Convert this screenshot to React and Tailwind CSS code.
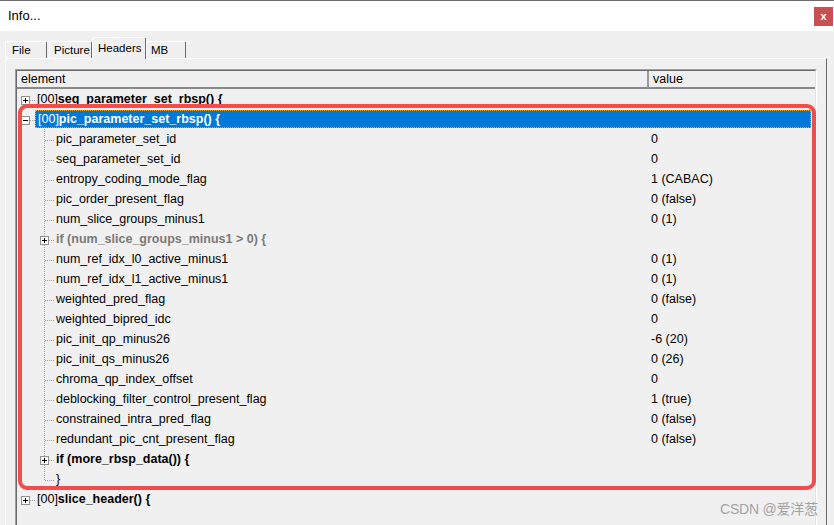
import React from "react";

const rows = [
  { kind: "root", open: false, label: "seq_parameter_set_rbsp() {" },
  { kind: "root", open: true, label: "pic_parameter_set_rbsp() {", selected: true },
  { kind: "leaf", label: "pic_parameter_set_id", value: "0" },
  { kind: "leaf", label: "seq_parameter_set_id", value: "0" },
  { kind: "leaf", label: "entropy_coding_mode_flag", value: "1 (CABAC)" },
  { kind: "leaf", label: "pic_order_present_flag", value: "0 (false)" },
  { kind: "leaf", label: "num_slice_groups_minus1", value: "0 (1)" },
  { kind: "branch", label: "if (num_slice_groups_minus1 > 0) {", gray: true },
  { kind: "leaf", label: "num_ref_idx_l0_active_minus1", value: "0 (1)" },
  { kind: "leaf", label: "num_ref_idx_l1_active_minus1", value: "0 (1)" },
  { kind: "leaf", label: "weighted_pred_flag", value: "0 (false)" },
  { kind: "leaf", label: "weighted_bipred_idc", value: "0" },
  { kind: "leaf", label: "pic_init_qp_minus26", value: "-6 (20)" },
  { kind: "leaf", label: "pic_init_qs_minus26", value: "0 (26)" },
  { kind: "leaf", label: "chroma_qp_index_offset", value: "0" },
  { kind: "leaf", label: "deblocking_filter_control_present_flag", value: "1 (true)" },
  { kind: "leaf", label: "constrained_intra_pred_flag", value: "0 (false)" },
  { kind: "leaf", label: "redundant_pic_cnt_present_flag", value: "0 (false)" },
  { kind: "branch", label: "if (more_rbsp_data()) {" },
  { kind: "last", label: "}" },
  { kind: "root", open: false, label: "slice_header() {" },
];

// little +/- box used by the tree
function ExpandBox({ x, open }) {
  return (
    <g shapeRendering="crispEdges">
      <rect x={x + 0.5} y={7.5} width={8} height={8} fill="#ffffff" stroke="#919191" />
      <line x1={x + 2} y1={11.5} x2={x + 7} y2={11.5} stroke="#000" />
      {!open && <line x1={x + 4.5} y1={9} x2={x + 4.5} y2={14} stroke="#000" />}
    </g>
  );
}

function RootGutter({ open }) {
  return (
    <svg width="18" height="20" className="shrink-0">
      <ExpandBox x={4} open={open} />
      <line x1="13" y1="11.5" x2="18" y2="11.5" stroke="#a0a0a0" strokeDasharray="1 1" />
    </svg>
  );
}

function ChildGutter({ kind }) {
  return (
    <svg width="19" height="20" className="shrink-0">
      <line
        x1="7.5"
        y1="0"
        x2="7.5"
        y2={kind === "last" ? 12 : 20}
        stroke="#a0a0a0"
        strokeDasharray="1 1"
      />
      <line x1="8" y1="11.5" x2="17" y2="11.5" stroke="#a0a0a0" strokeDasharray="1 1" />
      {kind === "branch" && <ExpandBox x={3} />}
    </svg>
  );
}

function Row({ row }) {
  if (row.kind === "root") {
    return (
      <div className="flex h-[20px] items-stretch">
        <RootGutter open={row.open} />
        <div
          className={
            row.selected
              ? "flex-1 mr-[4px] my-[1px] pl-[2px] bg-[#0078d7] text-white border border-dotted border-[#f5a623] flex items-center"
              : "pl-[2px] flex items-center"
          }
        >
          <span>[00]</span>
          <span className="font-bold">{row.label}</span>
        </div>
      </div>
    );
  }
  return (
    <div className="flex h-[20px] items-stretch">
      <div className="w-[632px] flex items-stretch">
        <div className="w-[20px] shrink-0" />
        <ChildGutter kind={row.kind} />
        <div
          className={
            "flex items-center " +
            (row.kind === "branch" ? "font-bold " : "") +
            (row.gray ? "text-[#7a7a7a]" : "")
          }
        >
          {row.label}
        </div>
      </div>
      <div className="pl-[2px] flex items-center">{row.value}</div>
    </div>
  );
}

function Tab({ label, active, className }) {
  if (active) {
    return (
      <div
        className={
          "h-[22px] -mb-[1px] pt-[2px] shrink-0 whitespace-nowrap bg-[#f0f0f0] border-t border-l border-white border-r border-r-[#696969] rounded-t-[2px] relative z-10 " +
          className
        }
      >
        {label}
      </div>
    );
  }
  return (
    <div
      className={
        "h-[17px] leading-[17px] shrink-0 whitespace-nowrap bg-[#f0f0f0] border-t border-l border-white border-r border-r-[#696969] rounded-t-[2px] " +
        className
      }
    >
      {label}
    </div>
  );
}

export default function App() {
  return (
    <div
      className="w-[834px] h-[525px] bg-[#f0f0f0] relative overflow-hidden text-[12.5px] text-black"
      style={{ fontFamily: '"Liberation Sans", "Noto Sans CJK SC", sans-serif' }}
    >
      {/* title bar */}
      <div className="h-[31px] bg-white border-t border-[#6b6b6b] flex items-center justify-between pl-[8px] pr-[1px]">
        <span className="text-[13px]">Info...</span>
        <div className="w-[19px] h-[19px] bg-[#c75050] text-white text-[11px] font-bold flex items-center justify-center leading-none">
          x
        </div>
      </div>

      {/* tabs */}
      <div className="flex items-end pl-[5px] h-[27px] text-[11.5px]">
        <Tab label="File" className="w-[42px] pl-[6px]" />
        <Tab label="Picture" className="w-[43px] ml-[2px] pl-[4px]" />
        <Tab label="Headers" active className="w-[54px] pl-[5px]" />
        <Tab label="MB" className="w-[40px] pl-[4px]" />
      </div>

      {/* tab panel */}
      <div className="ml-[5px] w-[822px] h-[470px] border-t border-l border-white border-r border-r-[#696969] pt-[10px] pl-[9px]">
        {/* list view */}
        <div className="w-[802px] h-[460px] border-t border-l border-[#a0a0a0] border-r border-r-white">
          <div className="h-full border-t border-l border-[#696969] border-r border-r-[#e3e3e3]">
            <div className="flex h-[18px] border-b-2 border-[#8a8a8a] bg-[#f0f0f0]">
              <div className="w-[632px] pl-[4px] leading-[16px] border-r-2 border-r-[#9a9a9a]">element</div>
              <div className="pl-[4px] leading-[16px]">value</div>
            </div>
            {rows.map((r, i) => (
              <Row key={i} row={r} />
            ))}
          </div>
        </div>
      </div>

      {/* annotation box */}
      <div className="absolute left-[18px] top-[104px] w-[798px] h-[386px] border-[4px] border-[#f24c4c] rounded-[9px] pointer-events-none" />

      {/* watermark */}
      <div className="absolute left-[720px] top-[499px] text-[14px] text-[#a3a3a3] tracking-[-0.2px]">
        CSDN @爱洋葱
      </div>
    </div>
  );
}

- - - -

- **Given instruction**:
Copy the listing over exactly, skipping the pictures it holds.

- **Exercise result**:
Convert this screenshot to React and Tailwind CSS code.
import React from "react";

const rows = [
  { kind: "root", open: false, label: "seq_parameter_set_rbsp() {" },
  { kind: "root", open: true, label: "pic_parameter_set_rbsp() {", selected: true },
  { kind: "leaf", label: "pic_parameter_set_id", value: "0" },
  { kind: "leaf", label: "seq_parameter_set_id", value: "0" },
  { kind: "leaf", label: "entropy_coding_mode_flag", value: "1 (CABAC)" },
  { kind: "leaf", label: "pic_order_present_flag", value: "0 (false)" },
  { kind: "leaf", label: "num_slice_groups_minus1", value: "0 (1)" },
  { kind: "branch", label: "if (num_slice_groups_minus1 > 0) {", gray: true },
  { kind: "leaf", label: "num_ref_idx_l0_active_minus1", value: "0 (1)" },
  { kind: "leaf", label: "num_ref_idx_l1_active_minus1", value: "0 (1)" },
  { kind: "leaf", label: "weighted_pred_flag", value: "0 (false)" },
  { kind: "leaf", label: "weighted_bipred_idc", value: "0" },
  { kind: "leaf", label: "pic_init_qp_minus26", value: "-6 (20)" },
  { kind: "leaf", label: "pic_init_qs_minus26", value: "0 (26)" },
  { kind: "leaf", label: "chroma_qp_index_offset", value: "0" },
  { kind: "leaf", label: "deblocking_filter_control_present_flag", value: "1 (true)" },
  { kind: "leaf", label: "constrained_intra_pred_flag", value: "0 (false)" },
  { kind: "leaf", label: "redundant_pic_cnt_present_flag", value: "0 (false)" },
  { kind: "branch", label: "if (more_rbsp_data()) {" },
  { kind: "last", label: "}" },
  { kind: "root", open: false, label: "slice_header() {" },
];

// little +/- box used by the tree
function ExpandBox({ x, open }) {
  return (
    <g shapeRendering="crispEdges">
      <rect x={x + 0.5} y={7.5} width={8} height={8} fill="#ffffff" stroke="#919191" />
      <line x1={x + 2} y1={11.5} x2={x + 7} y2={11.5} stroke="#000" />
      {!open && <line x1={x + 4.5} y1={9} x2={x + 4.5} y2={14} stroke="#000" />}
    </g>
  );
}

function RootGutter({ open }) {
  return (
    <svg width="18" height="20" className="shrink-0">
      <ExpandBox x={4} open={open} />
      <line x1="13" y1="11.5" x2="18" y2="11.5" stroke="#a0a0a0" strokeDasharray="1 1" />
    </svg>
  );
}

function ChildGutter({ kind }) {
  return (
    <svg width="19" height="20" className="shrink-0">
      <line
        x1="7.5"
        y1="0"
        x2="7.5"
        y2={kind === "last" ? 12 : 20}
        stroke="#a0a0a0"
        strokeDasharray="1 1"
      />
      <line x1="8" y1="11.5" x2="17" y2="11.5" stroke="#a0a0a0" strokeDasharray="1 1" />
      {kind === "branch" && <ExpandBox x={3} />}
    </svg>
  );
}

function Row({ row }) {
  if (row.kind === "root") {
    return (
      <div className="flex h-[20px] items-stretch">
        <RootGutter open={row.open} />
        <div
          className={
            row.selected
              ? "flex-1 mr-[4px] my-[1px] pl-[2px] bg-[#0078d7] text-white border border-dotted border-[#f5a623] flex items-center"
              : "pl-[2px] flex items-center"
          }
        >
          <span>[00]</span>
          <span className="font-bold">{row.label}</span>
        </div>
      </div>
    );
  }
  return (
    <div className="flex h-[20px] items-stretch">
      <div className="w-[632px] flex items-stretch">
        <div className="w-[20px] shrink-0" />
        <ChildGutter kind={row.kind} />
        <div
          className={
            "flex items-center " +
            (row.kind === "branch" ? "font-bold " : "") +
            (row.gray ? "text-[#7a7a7a]" : "")
          }
        >
          {row.label}
        </div>
      </div>
      <div className="pl-[2px] flex items-center">{row.value}</div>
    </div>
  );
}

function Tab({ label, active, className }) {
  if (active) {
    return (
      <div
        className={
          "h-[22px] -mb-[1px] pt-[2px] shrink-0 whitespace-nowrap bg-[#f0f0f0] border-t border-l border-white border-r border-r-[#696969] rounded-t-[2px] relative z-10 " +
          className
        }
      >
        {label}
      </div>
    );
  }
  return (
    <div
      className={
        "h-[17px] leading-[17px] shrink-0 whitespace-nowrap bg-[#f0f0f0] border-t border-l border-white border-r border-r-[#696969] rounded-t-[2px] " +
        className
      }
    >
      {label}
    </div>
  );
}

export default function App() {
  return (
    <div
      className="w-[834px] h-[525px] bg-[#f0f0f0] relative overflow-hidden text-[12.5px] text-black"
      style={{ fontFamily: '"Liberation Sans", "Noto Sans CJK SC", sans-serif' }}
    >
      {/* title bar */}
      <div className="h-[31px] bg-white border-t border-[#6b6b6b] flex items-center justify-between pl-[8px] pr-[1px]">
        <span className="text-[13px]">Info...</span>
        <div className="w-[19px] h-[19px] bg-[#c75050] text-white text-[11px] font-bold flex items-center justify-center leading-none">
          x
        </div>
      </div>

      {/* tabs */}
      <div className="flex items-end pl-[5px] h-[27px] text-[11.5px]">
        <Tab label="File" className="w-[42px] pl-[6px]" />
        <Tab label="Picture" className="w-[43px] ml-[2px] pl-[4px]" />
        <Tab label="Headers" active className="w-[54px] pl-[5px]" />
        <Tab label="MB" className="w-[40px] pl-[4px]" />
      </div>

      {/* tab panel */}
      <div className="ml-[5px] w-[822px] h-[470px] border-t border-l border-white border-r border-r-[#696969] pt-[10px] pl-[9px]">
        {/* list view */}
        <div className="w-[802px] h-[460px] border-t border-l border-[#a0a0a0] border-r border-r-white">
          <div className="h-full border-t border-l border-[#696969] border-r border-r-[#e3e3e3]">
            <div className="flex h-[18px] border-b-2 border-[#8a8a8a] bg-[#f0f0f0]">
              <div className="w-[632px] pl-[4px] leading-[16px] border-r-2 border-r-[#9a9a9a]">element</div>
              <div className="pl-[4px] leading-[16px]">value</div>
            </div>
            {rows.map((r, i) => (
              <Row key={i} row={r} />
            ))}
          </div>
        </div>
      </div>

      {/* annotation box */}
      <div className="absolute left-[18px] top-[104px] w-[798px] h-[386px] border-[4px] border-[#f24c4c] rounded-[9px] pointer-events-none" />

      {/* watermark */}
      <div className="absolute left-[720px] top-[499px] text-[14px] text-[#a3a3a3] tracking-[-0.2px]">
        CSDN @爱洋葱
      </div>
    </div>
  );
}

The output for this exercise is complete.